#### Source excerpt ####
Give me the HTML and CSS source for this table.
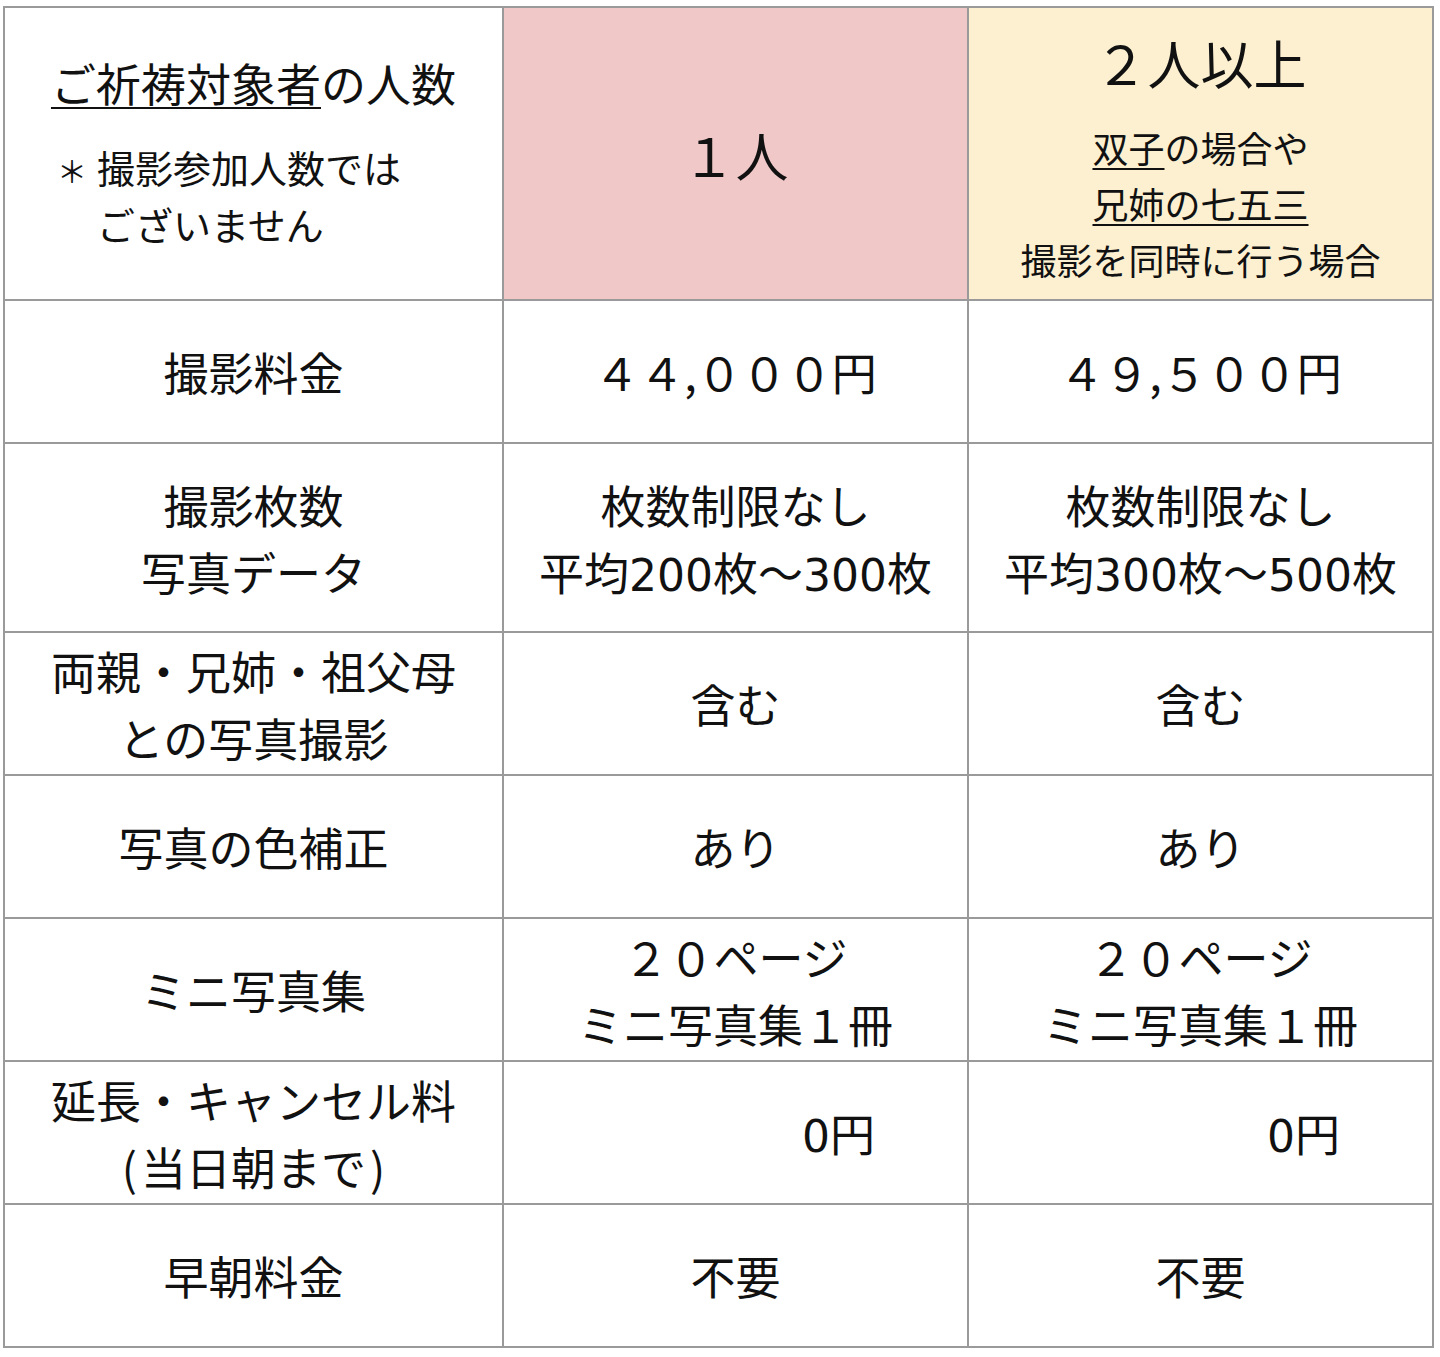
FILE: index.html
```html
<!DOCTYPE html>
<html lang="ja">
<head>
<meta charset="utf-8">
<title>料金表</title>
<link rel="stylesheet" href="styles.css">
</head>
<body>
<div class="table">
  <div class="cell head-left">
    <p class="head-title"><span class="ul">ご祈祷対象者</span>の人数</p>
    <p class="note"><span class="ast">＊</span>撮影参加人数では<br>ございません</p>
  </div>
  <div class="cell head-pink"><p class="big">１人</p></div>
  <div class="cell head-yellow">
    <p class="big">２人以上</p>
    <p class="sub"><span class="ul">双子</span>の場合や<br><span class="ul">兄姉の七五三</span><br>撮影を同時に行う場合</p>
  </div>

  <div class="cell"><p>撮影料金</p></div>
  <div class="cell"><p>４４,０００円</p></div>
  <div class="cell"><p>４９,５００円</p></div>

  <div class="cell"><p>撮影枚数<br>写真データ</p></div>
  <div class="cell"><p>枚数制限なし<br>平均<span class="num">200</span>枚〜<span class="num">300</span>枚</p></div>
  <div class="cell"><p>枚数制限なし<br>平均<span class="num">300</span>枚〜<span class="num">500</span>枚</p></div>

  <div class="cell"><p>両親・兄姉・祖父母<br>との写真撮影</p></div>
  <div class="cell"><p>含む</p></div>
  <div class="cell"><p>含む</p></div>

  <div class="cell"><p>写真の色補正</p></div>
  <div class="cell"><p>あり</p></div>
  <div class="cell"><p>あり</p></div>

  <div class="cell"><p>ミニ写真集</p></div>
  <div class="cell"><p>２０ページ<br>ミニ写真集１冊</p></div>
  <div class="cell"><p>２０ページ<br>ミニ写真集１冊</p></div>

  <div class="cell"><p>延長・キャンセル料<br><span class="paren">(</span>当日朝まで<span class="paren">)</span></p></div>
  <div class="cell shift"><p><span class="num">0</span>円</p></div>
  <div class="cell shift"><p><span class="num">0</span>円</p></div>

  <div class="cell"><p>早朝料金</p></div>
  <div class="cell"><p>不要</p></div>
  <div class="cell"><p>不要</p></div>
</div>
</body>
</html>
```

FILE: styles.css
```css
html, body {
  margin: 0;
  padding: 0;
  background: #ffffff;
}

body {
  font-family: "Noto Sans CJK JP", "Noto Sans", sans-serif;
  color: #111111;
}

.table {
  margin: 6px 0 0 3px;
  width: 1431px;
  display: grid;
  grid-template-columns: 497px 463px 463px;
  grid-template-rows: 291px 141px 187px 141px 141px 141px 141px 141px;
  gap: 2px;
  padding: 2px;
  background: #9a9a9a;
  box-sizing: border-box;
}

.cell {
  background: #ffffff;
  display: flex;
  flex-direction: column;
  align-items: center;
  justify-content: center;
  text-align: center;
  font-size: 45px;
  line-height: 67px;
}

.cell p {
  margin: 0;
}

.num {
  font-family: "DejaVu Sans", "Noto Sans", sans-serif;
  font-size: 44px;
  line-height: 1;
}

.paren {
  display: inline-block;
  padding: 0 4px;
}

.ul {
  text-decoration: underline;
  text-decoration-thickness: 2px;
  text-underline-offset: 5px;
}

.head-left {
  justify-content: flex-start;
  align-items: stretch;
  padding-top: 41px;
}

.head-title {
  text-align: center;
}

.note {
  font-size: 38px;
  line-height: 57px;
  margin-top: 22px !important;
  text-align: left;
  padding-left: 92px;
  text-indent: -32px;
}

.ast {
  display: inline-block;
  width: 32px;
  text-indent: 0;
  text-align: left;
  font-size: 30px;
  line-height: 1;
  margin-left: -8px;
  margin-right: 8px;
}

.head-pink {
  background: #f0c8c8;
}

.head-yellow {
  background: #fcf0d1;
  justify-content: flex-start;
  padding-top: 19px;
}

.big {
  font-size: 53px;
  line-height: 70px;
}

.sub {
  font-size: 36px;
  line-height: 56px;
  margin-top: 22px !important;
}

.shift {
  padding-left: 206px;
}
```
####
→ Problem to solve:
All of the material above needs to be restated exactly, with no pictures.

→ Correct output:
Give me the HTML and CSS source for this table.
FILE: index.html
```html
<!DOCTYPE html>
<html lang="ja">
<head>
<meta charset="utf-8">
<title>料金表</title>
<link rel="stylesheet" href="styles.css">
</head>
<body>
<div class="table">
  <div class="cell head-left">
    <p class="head-title"><span class="ul">ご祈祷対象者</span>の人数</p>
    <p class="note"><span class="ast">＊</span>撮影参加人数では<br>ございません</p>
  </div>
  <div class="cell head-pink"><p class="big">１人</p></div>
  <div class="cell head-yellow">
    <p class="big">２人以上</p>
    <p class="sub"><span class="ul">双子</span>の場合や<br><span class="ul">兄姉の七五三</span><br>撮影を同時に行う場合</p>
  </div>

  <div class="cell"><p>撮影料金</p></div>
  <div class="cell"><p>４４,０００円</p></div>
  <div class="cell"><p>４９,５００円</p></div>

  <div class="cell"><p>撮影枚数<br>写真データ</p></div>
  <div class="cell"><p>枚数制限なし<br>平均<span class="num">200</span>枚〜<span class="num">300</span>枚</p></div>
  <div class="cell"><p>枚数制限なし<br>平均<span class="num">300</span>枚〜<span class="num">500</span>枚</p></div>

  <div class="cell"><p>両親・兄姉・祖父母<br>との写真撮影</p></div>
  <div class="cell"><p>含む</p></div>
  <div class="cell"><p>含む</p></div>

  <div class="cell"><p>写真の色補正</p></div>
  <div class="cell"><p>あり</p></div>
  <div class="cell"><p>あり</p></div>

  <div class="cell"><p>ミニ写真集</p></div>
  <div class="cell"><p>２０ページ<br>ミニ写真集１冊</p></div>
  <div class="cell"><p>２０ページ<br>ミニ写真集１冊</p></div>

  <div class="cell"><p>延長・キャンセル料<br><span class="paren">(</span>当日朝まで<span class="paren">)</span></p></div>
  <div class="cell shift"><p><span class="num">0</span>円</p></div>
  <div class="cell shift"><p><span class="num">0</span>円</p></div>

  <div class="cell"><p>早朝料金</p></div>
  <div class="cell"><p>不要</p></div>
  <div class="cell"><p>不要</p></div>
</div>
</body>
</html>
```

FILE: styles.css
```css
html, body {
  margin: 0;
  padding: 0;
  background: #ffffff;
}

body {
  font-family: "Noto Sans CJK JP", "Noto Sans", sans-serif;
  color: #111111;
}

.table {
  margin: 6px 0 0 3px;
  width: 1431px;
  display: grid;
  grid-template-columns: 497px 463px 463px;
  grid-template-rows: 291px 141px 187px 141px 141px 141px 141px 141px;
  gap: 2px;
  padding: 2px;
  background: #9a9a9a;
  box-sizing: border-box;
}

.cell {
  background: #ffffff;
  display: flex;
  flex-direction: column;
  align-items: center;
  justify-content: center;
  text-align: center;
  font-size: 45px;
  line-height: 67px;
}

.cell p {
  margin: 0;
}

.num {
  font-family: "DejaVu Sans", "Noto Sans", sans-serif;
  font-size: 44px;
  line-height: 1;
}

.paren {
  display: inline-block;
  padding: 0 4px;
}

.ul {
  text-decoration: underline;
  text-decoration-thickness: 2px;
  text-underline-offset: 5px;
}

.head-left {
  justify-content: flex-start;
  align-items: stretch;
  padding-top: 41px;
}

.head-title {
  text-align: center;
}

.note {
  font-size: 38px;
  line-height: 57px;
  margin-top: 22px !important;
  text-align: left;
  padding-left: 92px;
  text-indent: -32px;
}

.ast {
  display: inline-block;
  width: 32px;
  text-indent: 0;
  text-align: left;
  font-size: 30px;
  line-height: 1;
  margin-left: -8px;
  margin-right: 8px;
}

.head-pink {
  background: #f0c8c8;
}

.head-yellow {
  background: #fcf0d1;
  justify-content: flex-start;
  padding-top: 19px;
}

.big {
  font-size: 53px;
  line-height: 70px;
}

.sub {
  font-size: 36px;
  line-height: 56px;
  margin-top: 22px !important;
}

.shift {
  padding-left: 206px;
}
```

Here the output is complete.